__TASK TO CARRY OUT__:
The answer is a single number: how many lines hold the string "React".

------------------------

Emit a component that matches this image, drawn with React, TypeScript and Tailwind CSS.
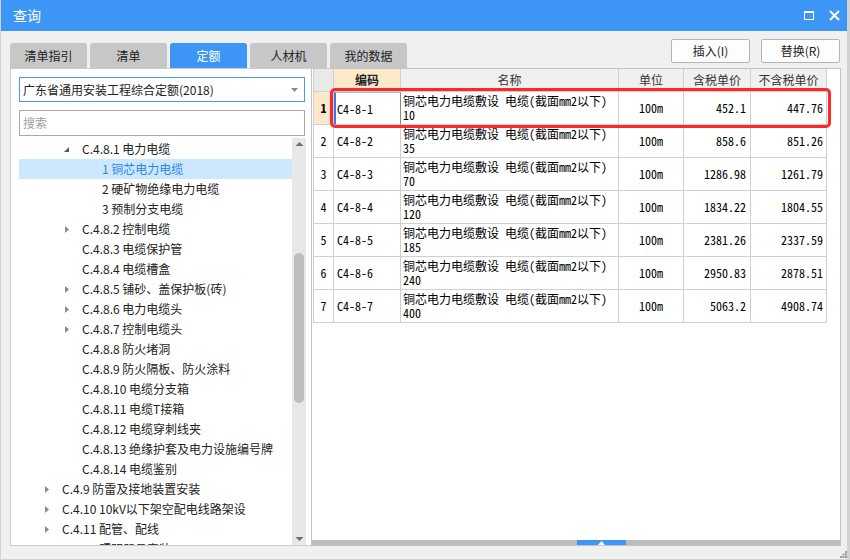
import React from "react";

type Node = {
  level: number;
  state?: "open" | "closed";
  text: string;
  selected?: boolean;
};

const TREE: Node[] = [
  { level: 2, state: "open", text: "C.4.8.1 电力电缆" },
  { level: 3, text: "1 铜芯电力电缆", selected: true },
  { level: 3, text: "2 硬矿物绝缘电力电缆" },
  { level: 3, text: "3 预制分支电缆" },
  { level: 2, state: "closed", text: "C.4.8.2 控制电缆" },
  { level: 2, text: "C.4.8.3 电缆保护管" },
  { level: 2, text: "C.4.8.4 电缆槽盒" },
  { level: 2, state: "closed", text: "C.4.8.5 铺砂、盖保护板(砖)" },
  { level: 2, state: "closed", text: "C.4.8.6 电力电缆头" },
  { level: 2, state: "closed", text: "C.4.8.7 控制电缆头" },
  { level: 2, text: "C.4.8.8 防火堵洞" },
  { level: 2, text: "C.4.8.9 防火隔板、防火涂料" },
  { level: 2, text: "C.4.8.10 电缆分支箱" },
  { level: 2, text: "C.4.8.11 电缆T接箱" },
  { level: 2, text: "C.4.8.12 电缆穿刺线夹" },
  { level: 2, text: "C.4.8.13 绝缘护套及电力设施编号牌" },
  { level: 2, text: "C.4.8.14 电缆鉴别" },
  { level: 1, state: "closed", text: "C.4.9 防雷及接地装置安装" },
  { level: 1, state: "closed", text: "C.4.10 10kV以下架空配电线路架设" },
  { level: 1, state: "closed", text: "C.4.11 配管、配线" },
  { level: 1, state: "closed", text: "C.4.12 照明器具安装" },
];

const ROWS = [
  ["C4-8-1", "10", "452.1", "447.76"],
  ["C4-8-2", "35", "858.6", "851.26"],
  ["C4-8-3", "70", "1286.98", "1261.79"],
  ["C4-8-4", "120", "1834.22", "1804.55"],
  ["C4-8-5", "185", "2381.26", "2337.59"],
  ["C4-8-6", "240", "2950.83", "2878.51"],
  ["C4-8-7", "400", "5063.2", "4908.74"],
];

const TABS = ["清单指引", "清单", "定额", "人材机", "我的数据"];

const ui = "font-['Noto_Sans_CJK_SC','Noto_Sans',sans-serif]";
const mono =
  "font-['Noto_Sans_Mono_CJK_SC','Liberation_Mono','Noto_Sans_CJK_SC',monospace]";

function Arrow({ state }: { state?: "open" | "closed" }) {
  if (state === "open")
    return (
      <svg width="7" height="7" viewBox="0 0 7 7">
        <path d="M6 1 L6 6 L1 6 Z" fill="#5a5a5a" />
      </svg>
    );
  if (state === "closed")
    return (
      <svg width="6" height="9" viewBox="0 0 6 9">
        <path d="M1 1 L5 4.5 L1 8 Z" fill="#8a8a8a" />
      </svg>
    );
  return null;
}

function TreeRow({ node }: { node: Node }) {
  // text starts 43px in for level 1, 20px more per level
  const pad = 43 + (node.level - 1) * 20;
  return (
    <div
      className={`h-[20px] flex items-center shrink-0 whitespace-nowrap ${
        node.selected ? "bg-[#cce8ff] text-[#2f86e6]" : "text-[#222]"
      }`}
    >
      <div style={{ width: pad }} className="shrink-0 flex justify-end pr-[12px]">
        <Arrow state={node.state} />
      </div>
      <span className="text-[12px]">{node.text}</span>
    </div>
  );
}

export default function App() {
  return (
    <div
      className={`w-[850px] h-[560px] bg-[#f0f0f0] flex flex-col border-l border-r-[3px] border-b border-[#d2d2d2] ${ui} overflow-hidden`}
    >
      {/* title bar */}
      <div className="h-[31px] shrink-0 bg-[#3d96f5] flex items-center justify-between pl-[12px] pr-[7px] text-white">
        <span className="text-[14px]">查询</span>
        <div className="flex items-center gap-[15px]">
          <div className="w-[10px] h-[9px] border border-white border-t-[2px]" />
          <svg width="11" height="11" viewBox="0 0 11 11">
            <path d="M1 1 L10 10 M10 1 L1 10" stroke="#fff" strokeWidth="2" />
          </svg>
        </div>
      </div>

      {/* tabs + buttons */}
      <div className="h-[37px] shrink-0 flex justify-between pl-[9px] pr-[7px]">
        <div className="flex items-end gap-[3px]">
          {TABS.map((t) => (
            <div
              key={t}
              className={`w-[77px] h-[25px] rounded-t-[3px] flex items-center justify-center text-[12px] ${
                t === "定额" ? "bg-[#3d96f5] text-white" : "bg-[#c7c7c7] text-[#222]"
              }`}
            >
              {t}
            </div>
          ))}
        </div>
        <div className="flex gap-[11px] mt-[8px]">
          {["插入(I)", "替换(R)"].map((b) => (
            <div
              key={b}
              className="w-[79px] h-[24px] bg-[#fdfdfd] border border-[#b4b4b4] rounded-[2px] flex items-center justify-center text-[12px] text-[#222]"
            >
              {b}
            </div>
          ))}
        </div>
      </div>

      {/* body */}
      <div className="h-[478px] shrink-0 flex pl-[9px]">
        {/* left panel */}
        <div className="w-[301px] h-full bg-white border border-[#cdcdcd] border-r-0 flex flex-col">
          <div className="pl-[8px] pr-[6px] pt-[8px] flex flex-col gap-[8px] shrink-0">
            <div className="h-[25px] border border-[#4a9bf5] flex items-center justify-between pl-[3px] pr-[6px]">
              <span className="text-[12px] text-[#222]">广东省通用安装工程综合定额(2018)</span>
              <svg width="7" height="4" viewBox="0 0 7 4">
                <path d="M0 0 L7 0 L3.5 4 Z" fill="#8a8a8a" />
              </svg>
            </div>
            <div className="h-[26px] border border-[#a9a9a9] flex items-center pl-[3px]">
              <span className="text-[12px] text-[#a0a0a0]">搜索</span>
            </div>
          </div>
          <div className="flex-1 flex min-h-0 mt-[2px] pl-[8px] pr-[5px]">
            <div className="flex-1 flex flex-col overflow-hidden pt-[1px]">
              {TREE.map((n) => (
                <TreeRow key={n.text} node={n} />
              ))}
            </div>
            <div className="w-[14px] bg-[#e8e8e8] flex flex-col items-center justify-between">
              <svg width="9" height="10" viewBox="0 0 9 10" className="mt-[1px]">
                <path d="M0.5 7 L8.5 7 L4.5 3 Z" fill="#707070" />
              </svg>
              <div className="w-[10px] h-[150px] rounded-full bg-[#bdbdbd] mt-[104px]" />
              <div className="flex-1" />
              <svg width="9" height="10" viewBox="0 0 9 10" className="mb-[1px]">
                <path d="M0.5 3 L8.5 3 L4.5 7 Z" fill="#707070" />
              </svg>
            </div>
          </div>
        </div>

        {/* right panel */}
        <div className="w-[530px] h-full bg-white border border-[#c3c3c3] flex flex-col">
          <div className="relative flex-1 pl-[1px]">
            <div className="grid grid-cols-[20px_67px_218px_65px_67px_76px] w-[513px] border-l border-[#d0d0d0] text-[12px] text-black">
              <div className="h-[23px] bg-[#e9e9e9] border-r border-b border-[#d0d0d0]" />
              <div className="h-[23px] bg-[#fde8cc] border-r border-b border-[#d0d0d0] flex items-center justify-center font-bold text-[#222]">
                编码
              </div>
              {["名称", "单位", "含税单价", "不含税单价"].map((h) => (
                <div
                  key={h}
                  className="h-[23px] bg-[#f0f0f0] border-r border-b border-[#d0d0d0] flex items-center justify-center text-[#333]"
                >
                  {h}
                </div>
              ))}
              {ROWS.map((r, i) => {
                const first = i === 0;
                return (
                  <React.Fragment key={r[0]}>
                    <div
                      className={`h-[33px] border-r border-b border-[#d0d0d0] flex items-center justify-center ${mono} ${
                        first ? "bg-[#fde8cc] font-bold" : ""
                      }`}
                    >
                      {i + 1}
                    </div>
                    <div
                      className={`h-[33px] border-b flex items-center ${mono} ${
                        first
                          ? "border-l-2 border-l-[#2a7cf0] border-t border-t-[#9cc3f4] border-r border-r-[#8a8a8a] border-b-[#d0d0d0] pl-[1px]"
                          : "border-r border-[#d0d0d0] pl-[3px]"
                      }`}
                    >
                      {r[0]}
                    </div>
                    <div
                      className={`h-[33px] border-r border-b border-[#d0d0d0] flex flex-col justify-center pl-[2px] leading-[14px] ${mono}`}
                    >
                      <span className="whitespace-nowrap">铜芯电力电缆敷设 电缆(截面mm2以下)</span>
                      <span>{r[1]}</span>
                    </div>
                    <div
                      className={`h-[33px] border-r border-b border-[#d0d0d0] flex items-center justify-center ${mono}`}
                    >
                      100m
                    </div>
                    <div
                      className={`h-[33px] border-r border-b border-[#d0d0d0] flex items-center justify-end pr-[4px] ${mono}`}
                    >
                      {r[2]}
                    </div>
                    <div
                      className={`h-[33px] border-r border-b border-[#d0d0d0] flex items-center justify-end pr-[3px] ${mono}`}
                    >
                      {r[3]}
                    </div>
                  </React.Fragment>
                );
              })}
            </div>
            {/* annotation */}
            <div className="absolute left-[18px] top-[19px] w-[501px] h-[40px] border-[3px] border-[#ff2828] rounded-[5px]" />
          </div>
          <div className="h-[5px] shrink-0 bg-[#bcbcbc] flex justify-center pl-[50px]">
            <div className="w-[49px] h-[5px] bg-[#3d96f5] flex items-end justify-center">
              <svg width="7" height="4" viewBox="0 0 7 4">
                <path d="M0 4 L7 4 L3.5 0 Z" fill="#fff" />
              </svg>
            </div>
          </div>
        </div>
      </div>

      {/* bottom strip with grip */}
      <div className="flex-1 flex justify-end items-end pb-[1px]">
        <svg width="7" height="7" viewBox="0 0 7 7">
          <rect x="5" y="0" width="2" height="2" fill="#9a9a9a" />
          <rect x="2.5" y="2.5" width="2" height="2" fill="#9a9a9a" />
          <rect x="5" y="2.5" width="2" height="2" fill="#9a9a9a" />
          <rect x="0" y="5" width="2" height="2" fill="#9a9a9a" />
          <rect x="2.5" y="5" width="2" height="2" fill="#9a9a9a" />
          <rect x="5" y="5" width="2" height="2" fill="#9a9a9a" />
        </svg>
      </div>
    </div>
  );
}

------------------------

__SOLUTION TO THE EXERCISE__:
4